Velázquez sitúa la imagen de
Cristo sobre un fondo verdoso oscuro como una tela de altar, sobre la cual se
advierte la sombra que proyecta el cuerpo, sin alusión alguna al paisaje del
Gólgota, como si se tratase más bien de una escultura, que paradójicamente
produce la impresión de un cuerpo real, vivo o recién muerto, sereno y de una
belleza delicada.
La cruz es de travesaños alisados, con los nudos de la
madera señalados, y con el título en hebreo, griego y latín, apoyada sobre un
pequeño montículo surgido a la luz tras la última restauración.
La figura de Cristo es
frontal, la cabeza, tiene un estrecho halo luminoso
que parece emanar de la propia figura, está inclinada, con el rostro semiculto
por un mechón de cabello largo, que cae lacio y en vertical, pero dejando ver
lo suficiente de sus rasgos y facciones nobles, constituyendo los elementos más
originales de la pintura, al conseguir obtener una imagen de la doble
naturaleza, divina y humana, de Cristo. Destaca el contraste de luces y
sombras, sobretodo en el rostro, fruto de la influencia tenebrista de
Caravaggio.
Existe una leyenda, seguramente falsa, según la cual
al impacientarse el artista porque no le gustaba como estaba quedando el
rostro, en un ataque de furia tiró los pinceles al lienzo, obteniendo una
mancha que dio origen a la melena que cubre el rostro.

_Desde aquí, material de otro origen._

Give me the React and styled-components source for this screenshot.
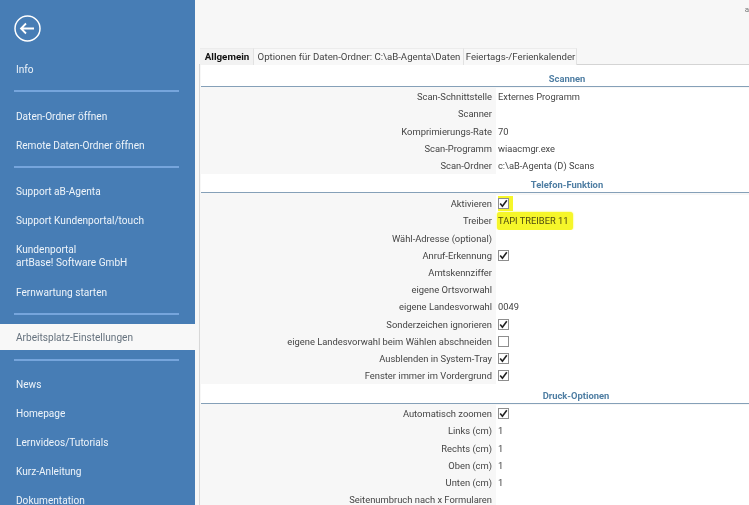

El desnudo es el protagonista de la obra con
gran precisión en la anatomía del cuerpo, pero evitando
la grandiosidad hercúlea al modo miguelangelesco, que usaron tantos otros
artistas, y
pintando delicadamente la epidermis magullada a través de la cual el esqueleto
y la masa muscular que lo envuelve sólo se perciben en forma de sombras
discontinuas. A pesar de representa a un Cristo muerto, evita la sensación de desplome, eliminando la tensión en los brazos y elevando la cadera en un contraposto clásico que hace caer el peso del
cuerpo sobre la pierna derecha, aportando armonía y sensación de movimiento.
A pesar de la crudeza de la escena, la
cantidad de sangre empleada ha sido meticulosamente elegida, aunque se presume
que originalmente habría habido más que ha sido eliminada secundariamente por
el autor y en alguna de sus restauraciones. Solo
se advierten unos tenues hilillos de sangre, que manan de manos y pies y
resbalan por la madera de la cruz, la del costado apenas sugerida y la de la
corona de espinas que salpica de toques muy ligeros la frente, la boca y la
parte superior del pecho.
El paño de pureza (también
llamado perizoma), es muy reducido y sin derroche de vuelos, pero con especial detalle al tratamiento de los pliegues, a fin de poner el acento en el cuerpo desnudo. Es la parte más empastada
del cuadro, con efectos de luz obtenidos mediante toques de blanco de plomo
aplicados sobre la superficie ya terminada.
Se trata de un crucificado de cuatro clavos y los pies se asientan firmemente sobre un supedáneo, lo que de forma natural hace mostrar a Cristo como si estuviera en pie sobre el supedáneo, “sin torcimiento feo, o descompuesto, así, como convenía a la soberana grandeza de Cristo nuestro Señor”.
Además, buscando la mayor naturalidad, en el proceso de ejecución
de la obra, rectificó la posición de las piernas, que inicialmente discurrían
paralelas, con las pantorrillas casi unidas, y retrasando el pie izquierdo dotó
a la figura de mayor movimiento, al hacer caer el peso del cuerpo
sobre la pierna derecha con un leve balanceo de la cadera.
La representación del
Crucificado, con cuatro clavos en lugar de los tres de la forma más usual,
responde a la influencia de su suegro y maestro, Pacheco, que la había escogido
y defendido en varias ocasiones, aduciendo en su favor una estampa rara de
Durero que así lo presentaba.
Pacheco, se basaba en Francisco
de Rioja y en Ángelo Rocca, obispo de Tagasta, que en 1609 había publicado un
breve tratado sobre esta cuestión, y en las indicaciones contenidas en las revelaciones
a santa Brígida. Por ello, sostenía la mayor antigüedad y autoridad de la
pintura de la crucifixión con cuatro clavos frente a la más extendida
representación del Crucificado sujeto al madero con solo tres clavos, cruzado
un pie sobre el otro.
Francisco de Rioja
citaba a Lucas de Tuy, que sostenía que la costumbre de representar a Cristo en
la cruz con tres clavos era de origen maniqueo y que había sido introducida en
la Galia por los albigenses y en León por un francés de nombre Arnaldo.
Para Lucas de Tuy la crucifixión con tres clavos había sido adoptada para
aminorar la reverencia debida al crucificado, oponiéndose por ello a ese modo
de representación.
En cualquier caso, a partir del siglo XIII el modelo se impuso por todas partes, unido a la tipología del Crucificado gótico doloroso, hasta hacer olvidar la crucifixión con cuatro clavos, y cuando Pacheco quiso recuperar el modelo antiguo hubo de defenderse contra la acusación de introducir novedades.